Exercise instructions. Pull every "React" line out of the data below.

Dataset extract.
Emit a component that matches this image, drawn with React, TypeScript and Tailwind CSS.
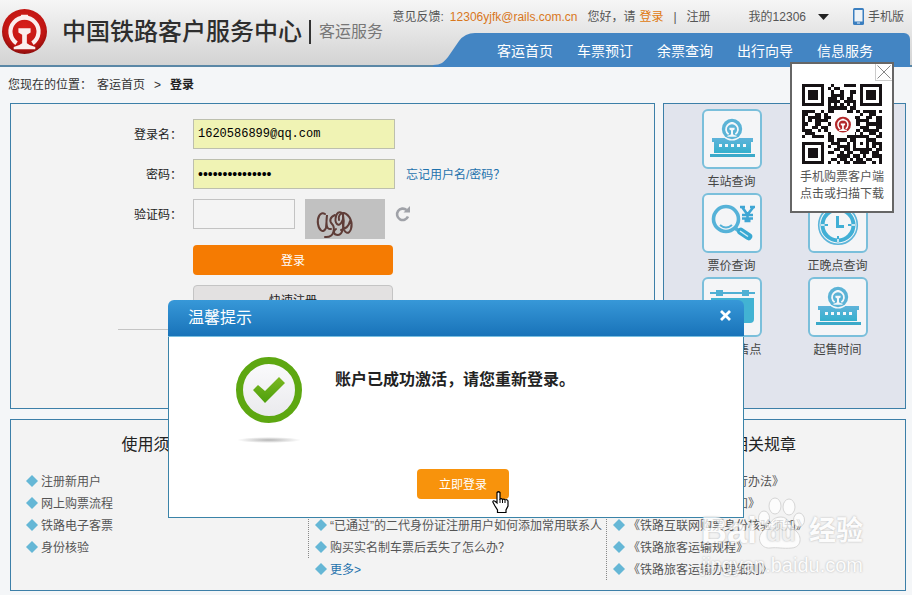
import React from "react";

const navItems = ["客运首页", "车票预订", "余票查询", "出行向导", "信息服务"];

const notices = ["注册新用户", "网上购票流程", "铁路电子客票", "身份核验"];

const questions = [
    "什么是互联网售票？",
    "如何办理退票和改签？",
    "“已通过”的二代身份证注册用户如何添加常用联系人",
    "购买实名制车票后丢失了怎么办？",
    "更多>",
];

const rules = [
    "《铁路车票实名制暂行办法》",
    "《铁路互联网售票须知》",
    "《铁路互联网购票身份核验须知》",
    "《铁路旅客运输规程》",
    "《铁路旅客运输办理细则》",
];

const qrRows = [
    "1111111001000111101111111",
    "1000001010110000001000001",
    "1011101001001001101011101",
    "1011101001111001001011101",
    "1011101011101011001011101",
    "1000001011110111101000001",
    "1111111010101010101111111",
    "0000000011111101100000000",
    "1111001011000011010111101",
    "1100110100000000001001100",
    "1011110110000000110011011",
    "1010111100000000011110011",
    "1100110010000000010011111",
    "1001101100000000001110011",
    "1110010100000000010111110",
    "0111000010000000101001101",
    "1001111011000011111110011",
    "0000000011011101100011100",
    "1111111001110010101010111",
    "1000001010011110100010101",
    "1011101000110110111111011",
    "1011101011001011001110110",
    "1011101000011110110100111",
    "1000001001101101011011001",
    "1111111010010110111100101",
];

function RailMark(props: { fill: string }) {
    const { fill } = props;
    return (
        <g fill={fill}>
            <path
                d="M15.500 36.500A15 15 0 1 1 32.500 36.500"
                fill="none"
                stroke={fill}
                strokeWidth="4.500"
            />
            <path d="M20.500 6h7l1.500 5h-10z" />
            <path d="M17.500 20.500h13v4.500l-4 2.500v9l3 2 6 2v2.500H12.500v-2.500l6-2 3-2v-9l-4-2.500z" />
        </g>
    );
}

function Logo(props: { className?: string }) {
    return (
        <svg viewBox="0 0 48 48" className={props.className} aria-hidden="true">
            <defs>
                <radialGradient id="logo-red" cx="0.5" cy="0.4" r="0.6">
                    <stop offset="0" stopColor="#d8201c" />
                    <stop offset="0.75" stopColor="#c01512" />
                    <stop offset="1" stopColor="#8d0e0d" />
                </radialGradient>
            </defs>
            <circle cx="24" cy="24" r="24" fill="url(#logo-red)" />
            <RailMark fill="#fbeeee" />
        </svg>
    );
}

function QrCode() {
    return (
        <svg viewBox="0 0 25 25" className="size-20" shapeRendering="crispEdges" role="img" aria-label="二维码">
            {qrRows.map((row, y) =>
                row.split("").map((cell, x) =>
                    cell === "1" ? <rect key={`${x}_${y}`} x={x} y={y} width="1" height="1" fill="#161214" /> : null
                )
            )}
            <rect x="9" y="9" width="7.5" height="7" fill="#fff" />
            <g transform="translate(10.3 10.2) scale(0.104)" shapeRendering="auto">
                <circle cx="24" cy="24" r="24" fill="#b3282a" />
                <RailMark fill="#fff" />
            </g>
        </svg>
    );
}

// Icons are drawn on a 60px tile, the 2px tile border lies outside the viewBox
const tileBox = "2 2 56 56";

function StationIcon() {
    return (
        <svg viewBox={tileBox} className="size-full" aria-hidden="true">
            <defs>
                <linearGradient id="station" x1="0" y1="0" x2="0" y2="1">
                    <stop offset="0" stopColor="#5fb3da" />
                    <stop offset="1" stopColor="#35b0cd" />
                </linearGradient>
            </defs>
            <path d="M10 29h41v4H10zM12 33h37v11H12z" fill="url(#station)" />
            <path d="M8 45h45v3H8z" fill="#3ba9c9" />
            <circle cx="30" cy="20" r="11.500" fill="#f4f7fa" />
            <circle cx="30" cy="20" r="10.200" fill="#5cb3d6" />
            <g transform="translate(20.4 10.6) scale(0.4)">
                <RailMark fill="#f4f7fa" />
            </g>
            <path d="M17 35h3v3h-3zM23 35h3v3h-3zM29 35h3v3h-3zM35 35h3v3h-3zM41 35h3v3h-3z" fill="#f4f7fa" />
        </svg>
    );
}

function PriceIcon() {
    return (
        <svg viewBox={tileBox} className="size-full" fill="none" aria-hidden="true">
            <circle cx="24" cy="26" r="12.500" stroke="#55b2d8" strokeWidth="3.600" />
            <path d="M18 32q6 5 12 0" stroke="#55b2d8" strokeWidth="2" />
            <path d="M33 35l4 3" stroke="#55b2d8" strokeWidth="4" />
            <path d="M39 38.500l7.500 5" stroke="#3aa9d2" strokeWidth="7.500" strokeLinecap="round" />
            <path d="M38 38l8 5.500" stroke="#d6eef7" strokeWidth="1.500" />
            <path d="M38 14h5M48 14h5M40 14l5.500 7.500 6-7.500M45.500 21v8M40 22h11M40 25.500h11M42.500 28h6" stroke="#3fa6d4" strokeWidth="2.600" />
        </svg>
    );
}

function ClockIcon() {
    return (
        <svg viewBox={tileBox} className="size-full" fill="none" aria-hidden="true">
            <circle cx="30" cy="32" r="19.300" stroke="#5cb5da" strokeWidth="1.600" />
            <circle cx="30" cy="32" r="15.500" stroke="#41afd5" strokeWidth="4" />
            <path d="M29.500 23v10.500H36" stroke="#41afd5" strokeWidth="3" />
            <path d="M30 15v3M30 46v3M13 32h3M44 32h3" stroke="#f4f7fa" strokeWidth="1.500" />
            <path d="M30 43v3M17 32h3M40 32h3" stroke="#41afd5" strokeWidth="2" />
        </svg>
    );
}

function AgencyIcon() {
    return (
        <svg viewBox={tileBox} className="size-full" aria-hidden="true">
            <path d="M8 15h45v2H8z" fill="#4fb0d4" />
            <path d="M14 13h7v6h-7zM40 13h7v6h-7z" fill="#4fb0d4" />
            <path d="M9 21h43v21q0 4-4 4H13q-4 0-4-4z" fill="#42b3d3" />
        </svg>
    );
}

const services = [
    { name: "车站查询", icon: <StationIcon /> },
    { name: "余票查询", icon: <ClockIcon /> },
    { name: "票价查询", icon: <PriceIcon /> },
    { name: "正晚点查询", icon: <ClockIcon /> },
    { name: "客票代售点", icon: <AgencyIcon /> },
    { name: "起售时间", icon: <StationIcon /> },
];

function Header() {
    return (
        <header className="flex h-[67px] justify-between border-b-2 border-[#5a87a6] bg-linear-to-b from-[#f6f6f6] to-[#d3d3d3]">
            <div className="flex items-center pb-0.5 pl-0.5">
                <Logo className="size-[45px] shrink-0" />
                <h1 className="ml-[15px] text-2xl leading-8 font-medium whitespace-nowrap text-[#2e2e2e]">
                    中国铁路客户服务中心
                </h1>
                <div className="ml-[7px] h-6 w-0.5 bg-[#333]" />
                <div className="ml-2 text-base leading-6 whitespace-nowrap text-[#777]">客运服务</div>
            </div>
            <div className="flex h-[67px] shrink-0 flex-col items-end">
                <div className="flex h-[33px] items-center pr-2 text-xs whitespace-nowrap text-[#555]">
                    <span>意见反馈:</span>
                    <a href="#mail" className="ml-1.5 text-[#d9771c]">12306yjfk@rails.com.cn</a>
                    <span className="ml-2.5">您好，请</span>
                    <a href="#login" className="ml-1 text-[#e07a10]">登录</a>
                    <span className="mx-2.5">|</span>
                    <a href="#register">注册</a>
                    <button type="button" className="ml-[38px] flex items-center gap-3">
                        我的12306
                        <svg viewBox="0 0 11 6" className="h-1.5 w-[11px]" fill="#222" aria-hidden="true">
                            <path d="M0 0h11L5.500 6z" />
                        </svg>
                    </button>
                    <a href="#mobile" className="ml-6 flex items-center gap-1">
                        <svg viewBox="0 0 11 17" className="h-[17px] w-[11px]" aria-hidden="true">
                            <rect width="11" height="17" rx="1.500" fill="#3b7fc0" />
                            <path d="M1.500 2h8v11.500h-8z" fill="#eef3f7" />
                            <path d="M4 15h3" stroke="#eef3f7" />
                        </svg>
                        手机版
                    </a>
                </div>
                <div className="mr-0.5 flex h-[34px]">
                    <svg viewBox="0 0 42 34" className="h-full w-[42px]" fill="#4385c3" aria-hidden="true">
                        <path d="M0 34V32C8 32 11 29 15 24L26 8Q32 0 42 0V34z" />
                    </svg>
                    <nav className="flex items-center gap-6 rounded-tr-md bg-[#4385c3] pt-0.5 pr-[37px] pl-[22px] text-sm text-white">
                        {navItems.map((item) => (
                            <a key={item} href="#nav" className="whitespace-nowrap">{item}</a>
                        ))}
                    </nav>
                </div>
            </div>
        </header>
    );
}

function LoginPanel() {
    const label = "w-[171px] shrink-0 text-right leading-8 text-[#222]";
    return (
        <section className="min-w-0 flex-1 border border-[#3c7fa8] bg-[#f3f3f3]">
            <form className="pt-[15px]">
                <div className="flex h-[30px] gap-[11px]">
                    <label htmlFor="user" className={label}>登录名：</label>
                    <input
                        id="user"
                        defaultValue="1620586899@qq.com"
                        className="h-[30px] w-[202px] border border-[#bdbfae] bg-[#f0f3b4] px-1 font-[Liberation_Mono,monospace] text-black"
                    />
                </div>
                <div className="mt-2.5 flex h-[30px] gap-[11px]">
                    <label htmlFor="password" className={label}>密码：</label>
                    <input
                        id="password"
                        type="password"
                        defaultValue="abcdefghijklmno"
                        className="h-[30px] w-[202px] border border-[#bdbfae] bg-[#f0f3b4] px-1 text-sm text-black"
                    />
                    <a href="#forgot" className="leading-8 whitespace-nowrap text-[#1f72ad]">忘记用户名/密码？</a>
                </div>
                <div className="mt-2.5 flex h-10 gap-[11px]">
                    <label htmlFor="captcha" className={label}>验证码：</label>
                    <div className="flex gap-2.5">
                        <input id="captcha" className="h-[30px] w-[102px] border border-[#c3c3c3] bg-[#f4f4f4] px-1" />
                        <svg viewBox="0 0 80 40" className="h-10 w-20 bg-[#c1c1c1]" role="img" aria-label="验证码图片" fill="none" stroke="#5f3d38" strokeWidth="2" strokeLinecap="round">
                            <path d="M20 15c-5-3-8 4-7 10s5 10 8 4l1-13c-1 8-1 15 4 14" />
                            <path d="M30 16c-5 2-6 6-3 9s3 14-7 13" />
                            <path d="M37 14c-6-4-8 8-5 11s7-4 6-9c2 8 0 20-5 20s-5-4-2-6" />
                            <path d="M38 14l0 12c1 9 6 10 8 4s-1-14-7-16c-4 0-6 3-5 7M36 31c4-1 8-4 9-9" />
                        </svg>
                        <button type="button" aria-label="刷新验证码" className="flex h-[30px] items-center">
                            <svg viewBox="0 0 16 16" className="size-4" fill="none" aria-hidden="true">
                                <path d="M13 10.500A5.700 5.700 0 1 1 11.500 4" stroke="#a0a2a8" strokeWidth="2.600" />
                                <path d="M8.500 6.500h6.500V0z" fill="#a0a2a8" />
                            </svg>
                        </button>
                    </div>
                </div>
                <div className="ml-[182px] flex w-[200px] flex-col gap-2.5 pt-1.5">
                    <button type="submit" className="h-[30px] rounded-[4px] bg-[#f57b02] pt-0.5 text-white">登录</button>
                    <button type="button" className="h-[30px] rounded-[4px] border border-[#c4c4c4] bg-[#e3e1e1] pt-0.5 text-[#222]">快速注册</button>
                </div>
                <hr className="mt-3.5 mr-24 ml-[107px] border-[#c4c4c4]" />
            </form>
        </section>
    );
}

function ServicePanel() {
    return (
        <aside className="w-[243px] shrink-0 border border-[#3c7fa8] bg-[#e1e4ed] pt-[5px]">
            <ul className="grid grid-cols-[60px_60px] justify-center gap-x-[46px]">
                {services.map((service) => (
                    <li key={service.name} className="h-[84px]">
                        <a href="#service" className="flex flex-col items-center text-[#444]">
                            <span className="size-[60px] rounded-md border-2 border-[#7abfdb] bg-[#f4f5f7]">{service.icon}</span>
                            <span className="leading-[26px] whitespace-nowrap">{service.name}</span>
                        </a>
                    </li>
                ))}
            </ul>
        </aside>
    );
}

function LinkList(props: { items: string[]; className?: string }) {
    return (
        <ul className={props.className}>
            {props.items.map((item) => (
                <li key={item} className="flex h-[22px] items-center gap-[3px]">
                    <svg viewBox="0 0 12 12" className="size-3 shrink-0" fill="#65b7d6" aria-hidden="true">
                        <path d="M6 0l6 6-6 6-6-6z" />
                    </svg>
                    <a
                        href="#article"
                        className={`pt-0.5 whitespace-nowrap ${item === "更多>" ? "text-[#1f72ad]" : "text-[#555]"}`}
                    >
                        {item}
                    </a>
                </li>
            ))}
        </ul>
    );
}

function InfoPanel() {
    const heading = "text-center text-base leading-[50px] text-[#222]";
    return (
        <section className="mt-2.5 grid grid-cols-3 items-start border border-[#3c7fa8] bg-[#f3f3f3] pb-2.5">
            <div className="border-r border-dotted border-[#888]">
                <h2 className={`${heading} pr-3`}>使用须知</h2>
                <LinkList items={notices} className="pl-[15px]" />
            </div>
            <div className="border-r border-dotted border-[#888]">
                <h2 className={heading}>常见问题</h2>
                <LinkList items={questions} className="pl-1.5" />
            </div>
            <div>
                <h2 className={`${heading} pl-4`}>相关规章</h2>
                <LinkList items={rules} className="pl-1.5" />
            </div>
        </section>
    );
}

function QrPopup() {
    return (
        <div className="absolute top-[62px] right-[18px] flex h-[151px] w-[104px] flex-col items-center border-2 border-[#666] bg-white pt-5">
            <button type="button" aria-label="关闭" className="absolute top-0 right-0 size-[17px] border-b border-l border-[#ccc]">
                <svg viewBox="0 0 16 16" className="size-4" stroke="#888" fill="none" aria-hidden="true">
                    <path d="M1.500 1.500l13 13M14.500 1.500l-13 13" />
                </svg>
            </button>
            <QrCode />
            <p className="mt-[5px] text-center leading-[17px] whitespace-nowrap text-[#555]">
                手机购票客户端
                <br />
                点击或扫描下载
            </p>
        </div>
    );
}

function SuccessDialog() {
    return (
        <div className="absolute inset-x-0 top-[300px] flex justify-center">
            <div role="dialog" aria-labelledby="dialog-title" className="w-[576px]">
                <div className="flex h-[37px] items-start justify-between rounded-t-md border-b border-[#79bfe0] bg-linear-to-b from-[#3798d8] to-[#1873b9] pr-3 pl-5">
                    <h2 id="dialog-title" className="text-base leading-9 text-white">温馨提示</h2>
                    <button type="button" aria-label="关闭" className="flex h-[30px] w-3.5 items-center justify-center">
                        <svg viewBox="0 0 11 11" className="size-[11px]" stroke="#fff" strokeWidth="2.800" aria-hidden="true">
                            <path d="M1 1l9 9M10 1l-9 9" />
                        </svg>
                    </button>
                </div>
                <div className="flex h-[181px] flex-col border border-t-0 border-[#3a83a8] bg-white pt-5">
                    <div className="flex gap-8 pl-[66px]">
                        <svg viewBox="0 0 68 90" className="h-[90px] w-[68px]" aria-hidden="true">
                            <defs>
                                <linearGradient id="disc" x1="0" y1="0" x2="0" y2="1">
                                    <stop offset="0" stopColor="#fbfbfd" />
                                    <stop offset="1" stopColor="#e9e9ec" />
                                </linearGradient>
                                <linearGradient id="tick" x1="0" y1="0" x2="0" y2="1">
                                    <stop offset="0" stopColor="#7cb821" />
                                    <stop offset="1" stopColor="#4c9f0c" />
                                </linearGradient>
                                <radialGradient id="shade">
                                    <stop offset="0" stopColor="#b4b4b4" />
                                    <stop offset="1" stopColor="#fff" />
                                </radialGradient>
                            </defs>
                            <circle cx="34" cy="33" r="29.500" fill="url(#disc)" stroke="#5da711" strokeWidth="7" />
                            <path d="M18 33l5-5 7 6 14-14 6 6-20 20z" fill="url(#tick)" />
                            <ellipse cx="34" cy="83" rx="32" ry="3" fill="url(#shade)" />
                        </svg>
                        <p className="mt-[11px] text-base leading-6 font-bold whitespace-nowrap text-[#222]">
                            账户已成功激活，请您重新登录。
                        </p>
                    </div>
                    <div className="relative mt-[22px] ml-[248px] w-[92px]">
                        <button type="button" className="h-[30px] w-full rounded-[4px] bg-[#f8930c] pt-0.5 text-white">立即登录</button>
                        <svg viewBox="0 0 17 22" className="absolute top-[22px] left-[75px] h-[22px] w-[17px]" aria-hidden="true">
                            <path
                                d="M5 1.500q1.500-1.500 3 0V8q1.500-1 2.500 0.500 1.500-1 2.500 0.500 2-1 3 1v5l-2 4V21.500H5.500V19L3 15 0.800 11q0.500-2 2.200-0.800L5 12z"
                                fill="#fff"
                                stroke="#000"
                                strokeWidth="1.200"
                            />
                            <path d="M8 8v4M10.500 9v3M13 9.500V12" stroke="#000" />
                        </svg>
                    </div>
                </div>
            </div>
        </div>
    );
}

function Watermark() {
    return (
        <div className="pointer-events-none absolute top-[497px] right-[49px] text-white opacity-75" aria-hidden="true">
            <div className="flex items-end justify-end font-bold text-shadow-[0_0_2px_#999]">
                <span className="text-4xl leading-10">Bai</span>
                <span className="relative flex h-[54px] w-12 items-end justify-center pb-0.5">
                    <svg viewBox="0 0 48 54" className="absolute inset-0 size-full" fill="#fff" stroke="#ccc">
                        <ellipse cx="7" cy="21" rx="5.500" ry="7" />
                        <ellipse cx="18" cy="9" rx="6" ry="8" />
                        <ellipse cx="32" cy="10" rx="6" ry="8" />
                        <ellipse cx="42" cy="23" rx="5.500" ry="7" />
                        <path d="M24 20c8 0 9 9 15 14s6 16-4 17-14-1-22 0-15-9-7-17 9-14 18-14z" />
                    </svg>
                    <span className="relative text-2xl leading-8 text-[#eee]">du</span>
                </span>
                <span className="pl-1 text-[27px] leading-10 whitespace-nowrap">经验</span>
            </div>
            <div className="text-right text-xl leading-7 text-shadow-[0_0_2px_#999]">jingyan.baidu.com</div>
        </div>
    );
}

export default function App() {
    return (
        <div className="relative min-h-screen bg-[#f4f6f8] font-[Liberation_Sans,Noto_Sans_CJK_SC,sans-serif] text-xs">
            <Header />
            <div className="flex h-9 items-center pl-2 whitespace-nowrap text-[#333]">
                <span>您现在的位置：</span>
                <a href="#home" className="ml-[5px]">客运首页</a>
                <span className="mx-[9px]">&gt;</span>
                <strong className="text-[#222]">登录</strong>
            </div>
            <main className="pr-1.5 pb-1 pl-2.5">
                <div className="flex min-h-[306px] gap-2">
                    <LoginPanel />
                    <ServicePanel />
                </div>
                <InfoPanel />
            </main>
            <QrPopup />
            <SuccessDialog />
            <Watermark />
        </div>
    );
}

Output for this task.
Emit a component that matches this image, drawn with React, TypeScript and Tailwind CSS.
import React from "react";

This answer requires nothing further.